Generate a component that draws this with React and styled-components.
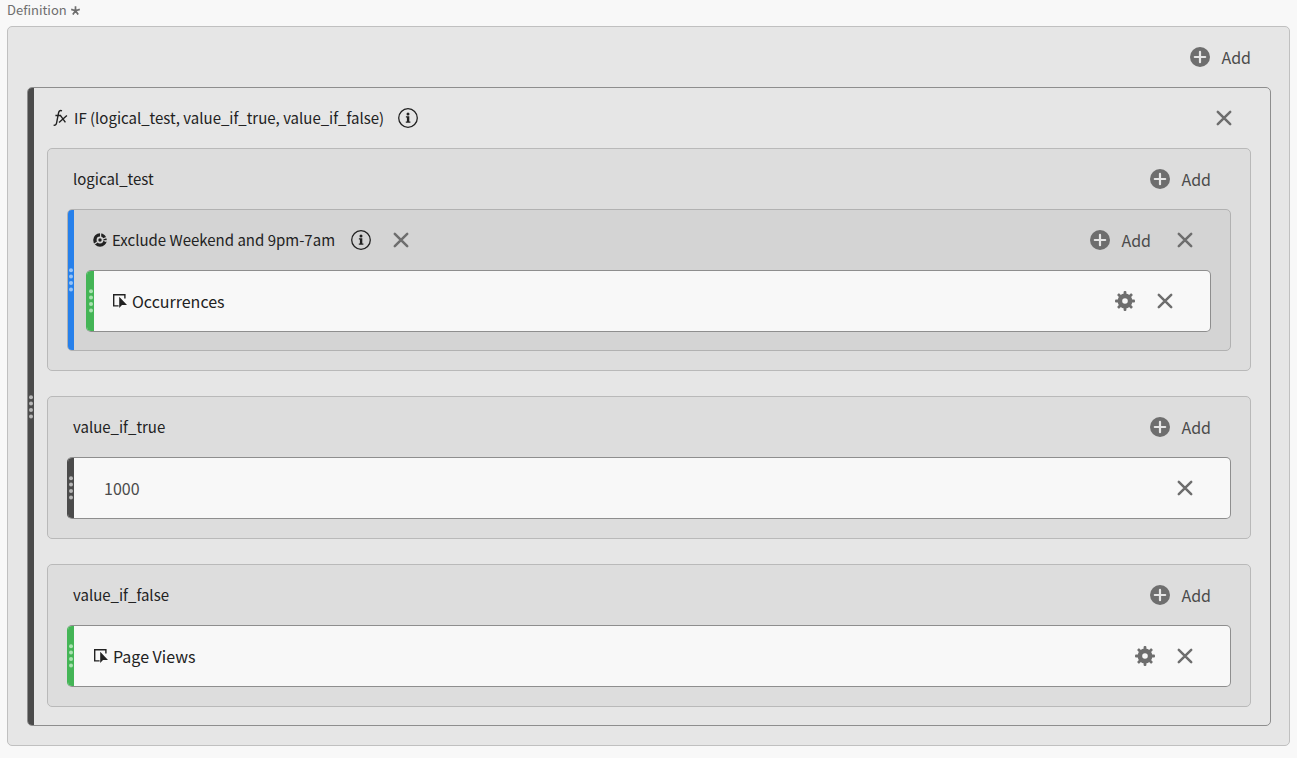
import React, {useState} from 'react';
import styled, {createGlobalStyle} from "styled-components";

const GlobalStyle = createGlobalStyle`
  * {
    box-sizing: border-box;
  }
  body {
    margin: 0;
    background-color: #f8f8f8;
    color: #222222;
    font-family: "Noto Sans CJK SC", "Noto Sans", sans-serif;
    font-size: 16px;
    line-height: 20px;
  }
`;

const Page = styled.main`
  padding: 0 7px 12px;
`;

const FieldLabel = styled.div`
  display: flex;
  align-items: center;
  gap: 4px;
  height: 26px;
  padding-bottom: 6px;
  color: #6e6e6e;
  font-size: 13px;
`;

const Panel = styled.section`
  padding: 0 18px 19px 19px;
  border: 1px solid #c0c0c0;
  border-radius: 5px;
  background-color: #e6e6e6;
`;

const Block = styled.div`
  display: flex;
  border: 1px solid ${(props) => props.$line || '#8e8e8e'};
  border-left-color: ${(props) => props.$edge};
  border-radius: 5px;
  background-color: ${(props) => props.$fill};
  overflow: hidden;
`;

const BlockBody = styled.div`
  flex: 1;
  min-width: 0;
`;

const Nested = styled.div`
  display: flex;
  flex-direction: column;
  gap: 25px;
  padding: 0 19px 18px ${(props) => props.$left}px;
`;

const Group = styled.section`
  padding: 0 19px 19px;
  border: 1px solid #b9b9b9;
  border-radius: 5px;
  background-color: #dddddd;
`;

const Header = styled.header`
  display: flex;
  align-items: center;
  justify-content: space-between;
  height: 60px;
  padding: 0 ${(props) => props.$right || 0}px 0 ${(props) => props.$left || 0}px;
`;

const Side = styled.div`
  display: flex;
  align-items: center;
  gap: ${(props) => props.$gap}px;
`;

const Name = styled.span`
  display: flex;
  align-items: center;
  gap: 5px;
  white-space: nowrap;
`;

const HeaderName = styled(Name)`
  font-size: 15px;
`;

const GripBar = styled.div`
  flex: none;
  display: flex;
  align-items: center;
  justify-content: flex-end;
  width: ${(props) => props.$width}px;
  padding-right: 1px;
  background-color: ${(props) => props.$color};
  color: ${(props) => props.$dots};
  cursor: grab;
`;

const IconButton = styled.button`
  display: flex;
  align-items: center;
  gap: 11px;
  height: 20px;
  padding: 0;
  border: 0;
  background: none;
  color: #6e6e6e;
  font: inherit;
  cursor: pointer;
`;

const AddText = styled.span`
  color: #4b4b4b;
`;

const NumberInput = styled.input`
  width: 200px;
  padding: 0;
  border: 0;
  outline: none;
  background: none;
  color: #4b4b4b;
  font: inherit;
`;

const Asterisk = () => (
    <svg width="9" height="9" viewBox="0 0 9 9" stroke="currentColor" strokeWidth="1.7" aria-hidden="true">
        <path d="M4.5 4.8V0.2M4.5 4.8L0.2 3.4M4.5 4.8L8.8 3.4M4.5 4.8L1.8 8.6M4.5 4.8L7.2 8.6" />
    </svg>
);

const PlusCircle = () => (
    <svg width="20" height="20" viewBox="0 0 20 20" aria-hidden="true">
        <circle cx="10" cy="10" r="10" fill="currentColor" />
        <path d="M10 4.8V15.2M4.8 10H15.2" stroke="#e6e6e6" strokeWidth="2.2" strokeLinecap="round" />
    </svg>
);

const Cross = () => (
    <svg width="20" height="20" viewBox="0 0 20 20" aria-hidden="true">
        <path d="M3.8 3.8L16.2 16.2M16.2 3.8L3.8 16.2" stroke="currentColor" strokeWidth="2.5" strokeLinecap="round" />
    </svg>
);

const Gear = () => (
    <svg width="20" height="20" viewBox="0 0 20 20" aria-hidden="true">
        <circle cx="10" cy="10" r="5.1" fill="none" stroke="currentColor" strokeWidth="4.6" />
        {[0, 45, 90, 135, 180, 225, 270, 315].map((deg) => (
            <rect key={deg} x="8.6" y="0" width="2.8" height="4.5" rx="1" fill="currentColor" transform={`rotate(${deg} 10 10)`} />
        ))}
    </svg>
);

const Info = () => (
    <svg width="20" height="20" viewBox="0 0 20 20" aria-hidden="true">
        <circle cx="10" cy="10" r="9.3" fill="none" stroke="#222222" strokeWidth="1.3" />
        <circle cx="10" cy="6" r="1.5" fill="#222222" />
        <path d="M7.9 8.3H11.3V13.5H12.4V14.8H7.8V13.5H8.9V9.6H7.9Z" fill="#222222" />
    </svg>
);

const Fx = () => (
    <svg width="16" height="18" viewBox="0 0 16 18" fill="none" stroke="#222222" strokeWidth="1.4" aria-hidden="true">
        <path d="M9 1.8C6.9 1 5.9 2 5.5 4.2L3.6 13.8C3.2 15.6 2.4 16.6 0.6 16.1M2.4 6.5H8" />
        <path d="M7.4 6.4L12.4 13.4M13.9 6.4L6 13.4" />
    </svg>
);

const Segment = () => (
    <svg width="14" height="14" viewBox="0 0 14 14" aria-hidden="true">
        <circle cx="7" cy="7" r="5.1" fill="none" stroke="#222222" strokeWidth="3.4" />
        <path d="M7.6 0V4.2M14 4.4L9.8 6M1.2 11.2L4.4 9" stroke="#d4d4d4" strokeWidth="1.2" />
        <path d="M14 7L9.6 7.4L13.4 9.2Z" fill="#d4d4d4" />
        <circle cx="7" cy="7" r="1.7" fill="#222222" />
    </svg>
);

const Metric = () => (
    <svg width="14" height="14" viewBox="0 0 14 14" aria-hidden="true">
        <path d="M5.6 11.9H0.7V0.7H11.9V4.4" fill="none" stroke="#222222" strokeWidth="1.4" />
        <path d="M6.2 2.8V13.9L9 10.9H14Z" fill="#222222" />
    </svg>
);

function Grip({color, dots, width = 6}) {
    return (
        <GripBar $color={color} $dots={dots} $width={width}>
            <svg width="4" height="24" viewBox="0 0 4 24" fill="currentColor" aria-hidden="true">
                {[0, 1, 2, 3].map((i) => <circle key={i} cx="2" cy={2.2 + i * 6.4} r="2" />)}
            </svg>
        </GripBar>
    );
}

function Add() {
    return (
        <IconButton type="button">
            <PlusCircle />
            <AddText>Add</AddText>
        </IconButton>
    );
}

function Remove({name}) {
    return (
        <IconButton type="button" aria-label={`Remove ${name}`}>
            <Cross />
        </IconButton>
    );
}

function MetricCard({name, grip, indent}) {
    return (
        <Block $fill="#f8f8f8" $edge="#44b556">
            <Grip color="#44b556" dots="#a9e3b1" width={grip} />
            <BlockBody>
                <Header $left={indent} $right={35}>
                    <Name><Metric />{name}</Name>
                    <Side $gap={20}>
                        <IconButton type="button" aria-label={`${name} settings`}><Gear /></IconButton>
                        <Remove name={name} />
                    </Side>
                </Header>
            </BlockBody>
        </Block>
    );
}

function ValueCard() {
    const [value, setValue] = useState('1000');

    return (
        <Block $fill="#f8f8f8" $edge="#4b4b4b">
            <Grip color="#4b4b4b" dots="#b8b8b8" />
            <BlockBody>
                <Header $left={30} $right={35}>
                    <NumberInput aria-label="Static number" value={value} onChange={(e) => setValue(e.target.value)} />
                    <Remove name="static number" />
                </Header>
            </BlockBody>
        </Block>
    );
}

function Argument({name, children}) {
    return (
        <Group>
            <Header $left={6} $right={20}>
                <HeaderName>{name}</HeaderName>
                <Add />
            </Header>
            {children}
        </Group>
    );
}

function App() {
    return (
        <>
            <GlobalStyle />
            <Page>
                <FieldLabel>Definition <Asterisk /></FieldLabel>
                <Panel>
                    <Header $right={20}>
                        <span />
                        <Add />
                    </Header>
                    <Block $fill="#e6e6e6" $edge="#8e8e8e">
                        <Grip color="#4b4b4b" dots="#b8b8b8" />
                        <BlockBody>
                            <Header $left={19} $right={36}>
                                <Side $gap={14}>
                                    <HeaderName><Fx />IF (logical_test, value_if_true, value_if_false)</HeaderName>
                                    <IconButton type="button" aria-label="About IF"><Info /></IconButton>
                                </Side>
                                <Remove name="IF" />
                            </Header>
                            <Nested $left={13}>
                                <Argument name="logical_test">
                                    <Block $fill="#d4d4d4" $line="#b1b1b1" $edge="#b1b1b1">
                                        <Grip color="#2680eb" dots="#96c3f8" />
                                        <BlockBody>
                                            <Header $left={19} $right={35}>
                                                <Side $gap={20}>
                                                    <Side $gap={16}>
                                                        <HeaderName><Segment />Exclude Weekend and 9pm-7am</HeaderName>
                                                        <IconButton type="button" aria-label="About segment"><Info /></IconButton>
                                                    </Side>
                                                    <Remove name="segment" />
                                                </Side>
                                                <Side $gap={24}>
                                                    <Add />
                                                    <Remove name="container" />
                                                </Side>
                                            </Header>
                                            <Nested $left={12}>
                                                <MetricCard name="Occurrences" grip={7} indent={19} />
                                            </Nested>
                                        </BlockBody>
                                    </Block>
                                </Argument>
                                <Argument name="value_if_true">
                                    <ValueCard />
                                </Argument>
                                <Argument name="value_if_false">
                                    <MetricCard name="Page Views" grip={6} indent={20} />
                                </Argument>
                            </Nested>
                        </BlockBody>
                    </Block>
                </Panel>
            </Page>
        </>
    );
}

export default App;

--

> _Exercise_:
Extract all lines that hold the word "components".

> _Task answer_:
Generate a component that draws this with React and styled-components.
import styled, {createGlobalStyle} from "styled-components";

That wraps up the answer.